YOUR GOAL: Using the listing below, select the lines with the word "styles" and copy them.

MATERIAL PROVIDED:
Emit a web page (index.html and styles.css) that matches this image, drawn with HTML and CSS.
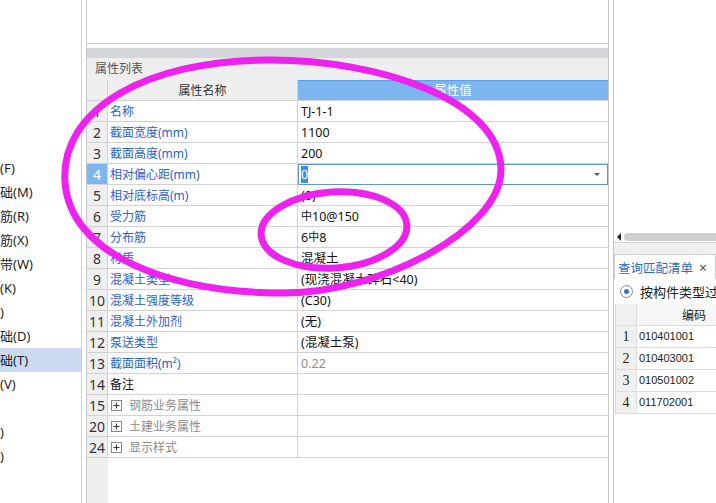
FILE: index.html
```html
<!DOCTYPE html>
<html lang="zh-CN">
<head>
<meta charset="utf-8">
<title>属性列表</title>
<link rel="stylesheet" href="styles.css">
</head>
<body>
<div class="app">
  <div class="left">
    <div class="ti">(F)</div>
    <div class="ti">础(M)</div>
    <div class="ti">筋(R)</div>
    <div class="ti">筋(X)</div>
    <div class="ti">带(W)</div>
    <div class="ti">(K)</div>
    <div class="ti">)</div>
    <div class="ti">础(D)</div>
    <div class="ti sel">础(T)</div>
    <div class="ti">(V)</div>
    <div class="ti"></div>
    <div class="ti">)</div>
    <div class="ti">)</div>
  </div>

  <div class="mid">
    <div class="topbox"></div>
    <div class="gap"></div>
    <div class="graybar"></div>
    <div class="title">属性列表</div>
    <div class="grid">
      <div class="c n hd"></div><div class="c k hd">属性名称</div><div class="c v hd">属性值</div>

      <div class="c n">1</div><div class="c k">名称</div><div class="c v">TJ-1-1</div>
      <div class="c n">2</div><div class="c k">截面宽度(mm)</div><div class="c v">1100</div>
      <div class="c n">3</div><div class="c k">截面高度(mm)</div><div class="c v">200</div>
      <div class="c n act">4</div><div class="c k">相对偏心距(mm)</div><div class="c v edit"><span class="sel0">0</span><span class="arrow"></span></div>
      <div class="c n">5</div><div class="c k">相对底标高(m)</div><div class="c v">(0)</div>
      <div class="c n">6</div><div class="c k">受力筋</div><div class="c v"><span class="bar">中</span>10@150</div>
      <div class="c n">7</div><div class="c k">分布筋</div><div class="c v">6<span class="bar">中</span>8</div>
      <div class="c n">8</div><div class="c k">材质</div><div class="c v">混凝土</div>
      <div class="c n">9</div><div class="c k">混凝土类型</div><div class="c v">(现浇混凝土碎石&lt;40)</div>
      <div class="c n">10</div><div class="c k">混凝土强度等级</div><div class="c v">(C30)</div>
      <div class="c n">11</div><div class="c k">混凝土外加剂</div><div class="c v">(无)</div>
      <div class="c n">12</div><div class="c k">泵送类型</div><div class="c v">(混凝土泵)</div>
      <div class="c n">13</div><div class="c k">截面面积(m²)</div><div class="c v dim">0.22</div>
      <div class="c n">14</div><div class="c k plain">备注</div><div class="c v"></div>
      <div class="c n">15</div><div class="c k grp"><span class="plus"><svg width="11" height="11" viewBox="0 0 11 11"><rect x="0.5" y="0.5" width="10" height="10" fill="#fff" stroke="#8a8a8a"/><path d="M2.5 5.5h6M5.5 2.5v6" stroke="#333" stroke-width="1"/></svg></span>钢筋业务属性</div><div class="c v"></div>
      <div class="c n">20</div><div class="c k grp"><span class="plus"><svg width="11" height="11" viewBox="0 0 11 11"><rect x="0.5" y="0.5" width="10" height="10" fill="#fff" stroke="#8a8a8a"/><path d="M2.5 5.5h6M5.5 2.5v6" stroke="#333" stroke-width="1"/></svg></span>土建业务属性</div><div class="c v"></div>
      <div class="c n">24</div><div class="c k grp"><span class="plus"><svg width="11" height="11" viewBox="0 0 11 11"><rect x="0.5" y="0.5" width="10" height="10" fill="#fff" stroke="#8a8a8a"/><path d="M2.5 5.5h6M5.5 2.5v6" stroke="#333" stroke-width="1"/></svg></span>显示样式</div><div class="c v"></div>
    </div>
    <div class="filler"></div>
  </div>

  <div class="right">
    <div class="rblank"></div>
    <div class="hscroll"><span class="la"></span><span class="thumb"></span></div>
    <div class="tabstrip">
      <div class="tab"><span>查询匹配清单</span><span class="x">×</span></div>
    </div>
    <div class="radio"><span class="rb"><span class="dot"></span></span><span class="rlabel">按构件类型过滤</span></div>
    <div class="rtable">
      <div class="rn"></div><div class="rc rh">编码</div>
      <div class="rn">1</div><div class="rc">010401001</div>
      <div class="rn">2</div><div class="rc">010403001</div>
      <div class="rn">3</div><div class="rc">010501002</div>
      <div class="rn">4</div><div class="rc">011702001</div>
    </div>
  </div>
</div>

<svg class="marks" width="716" height="503" viewBox="0 0 716 503">
  <path d="M65 182 C60 110 145 60 270 60 C380 60 501 100 501 170 C501 230 380 293 285 293 C170 293 70 255 65 182 Z" fill="none" stroke="#ee22ee" stroke-width="7"/>
  <ellipse cx="334" cy="230" rx="73" ry="38" transform="rotate(-4 334 230)" fill="none" stroke="#ee22ee" stroke-width="7"/>
</svg>
</body>
</html>
```

FILE: styles.css
```css
* { box-sizing: border-box; }
html, body { margin: 0; padding: 0; }
body {
  width: 716px;
  height: 503px;
  overflow: hidden;
  position: relative;
  background: #fff;
  font-family: "Noto Sans", "Noto Sans CJK SC", sans-serif;
  font-size: 12px;
  color: #222;
}
.app { display: flex; height: 503px; }

/* left tree */
.left {
  width: 82px;
  flex: none;
  border-right: 1px solid #cfcfcf;
  padding-top: 156px;
  overflow: hidden;
}
.ti {
  height: 24px;
  line-height: 24px;
  font-size: 13px;
  white-space: nowrap;
  color: #1e1e1e;
}
.ti.sel { background: #cbdaee; }

/* middle property grid */
.mid {
  width: 523px;
  flex: none;
  margin-left: 4px;
  border-left: 1px solid #c9c9c9;
  border-right: 1px solid #c9c9c9;
  display: flex;
  flex-direction: column;
}
.topbox { height: 44px; flex: none; border-bottom: 1px solid #c9c9c9; }
.gap { height: 4px; flex: none; }
.graybar { height: 10px; flex: none; background: #d4d6da; }
.title {
  height: 22px;
  flex: none;
  line-height: 21px;
  background: #eeeeef;
  padding-left: 8px;
  color: #555;
  font-size: 12px;
}
.grid {
  display: grid;
  grid-template-columns: 21px 190px 1fr;
  grid-auto-rows: 21px;
  flex: none;
}
.c {
  border-bottom: 1px solid #d2d2d2;
  border-right: 1px solid #d2d2d2;
  line-height: 21px;
  white-space: nowrap;
  overflow: hidden;
}
.n { background: #efefef; text-align: center; font-size: 14px; color: #333; }
.n.act { background: #7cb5ef; color: #fff; }
.k { color: #2b60d6; padding-left: 2px; }
.k.plain { color: #111; }
.k.grp { color: #8c8c8c; display: flex; align-items: center; }
.plus { display: inline-flex; width: 11px; height: 11px; margin-left: 1px; margin-right: 7px; }
.v { border-right: none; padding-left: 3px; font-size: 12.5px; color: #111; }
.v.dim { color: #8e8e8e; }
.hd.k { background: #efefef; text-align: center; color: #333; padding-left: 0; }
.hd.v { background: #7cb5ef; color: #fff; text-align: center; padding-left: 0; border-top: 1px solid #5e9ee4; line-height: 19px; }
.v.edit { border: 1px solid #5d95d6; position: relative; padding-left: 2px; line-height: 19px; }
.sel0 { background: #3f8ee8; color: #fff; }
.arrow {
  position: absolute;
  right: 7px;
  top: 8px;
  border-left: 3px solid transparent;
  border-right: 3px solid transparent;
  border-top: 3px solid #555;
}
.bar { font-size: 11px; position: relative; top: -1px; }
.filler { flex: 1; background: linear-gradient(to right, #efefef 0, #efefef 21px, #fff 21px); }

/* right panel */
.right {
  width: 103px;
  flex: none;
  margin-left: 4px;
  border-left: 1px solid #c6c6c6;
  overflow: hidden;
  display: flex;
  flex-direction: column;
}
.rblank { height: 232px; flex: none; }
.hscroll { height: 10px; flex: none; display: flex; align-items: center; padding-left: 3px; gap: 3px; }
.la { border-top: 4px solid transparent; border-bottom: 4px solid transparent; border-right: 4px solid #222; }
.thumb { flex: 1; height: 8px; background: #cfcfcf; border-radius: 4px 0 0 4px; }
.tabstrip { height: 37px; flex: none; border-top: 1px solid #d0d0d0; background: #f0f0f0; padding-top: 11px; }
.tab {
  height: 25px;
  background: #fff;
  border: 1px solid #cdcdcd;
  border-bottom: none;
  display: flex;
  align-items: center;
  padding-left: 3px;
  color: #2c6bc9;
  font-size: 12.5px;
  white-space: nowrap;
}
.tab .x { color: #555; margin-left: 6px; font-size: 14px; }
.radio { height: 25px; flex: none; display: flex; align-items: center; padding-left: 6px; gap: 7px; white-space: nowrap; font-size: 13px; color: #222; }
.rlabel { flex: none; }
.rb {
  width: 13px; height: 13px; flex: none;
  border: 1px solid #8a8a8a; border-radius: 50%;
  display: flex; align-items: center; justify-content: center;
  background: #fff;
}
.dot { width: 5px; height: 5px; border-radius: 50%; background: #2f74d0; }
.rtable {
  display: grid;
  grid-template-columns: 21px 112px;
  grid-auto-rows: 22px;
  margin-left: 1px;
  border-left: 1px solid #d8d8d8;
  width: 134px;
  flex: none;
}
.rn {
  background: #f0f0f0;
  text-align: center;
  font-family: "Liberation Serif", serif;
  font-size: 14px;
  line-height: 21px;
  border-bottom: 1px solid #dcdcdc;
  border-right: 1px solid #dcdcdc;
}
.rc {
  padding-left: 2px;
  font-family: "Liberation Sans", sans-serif;
  font-size: 11px;
  line-height: 21px;
  border-bottom: 1px solid #dcdcdc;
  color: #222;
}
.rc.rh { text-align: center; background: #f6f6f6; font-family: "Noto Sans CJK SC", sans-serif; font-size: 12px; }

.marks { position: absolute; left: 0; top: 0; pointer-events: none; }
```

WRITTEN ANSWER:
Emit a web page (index.html and styles.css) that matches this image, drawn with HTML and CSS.
<link rel="stylesheet" href="styles.css">
FILE: styles.css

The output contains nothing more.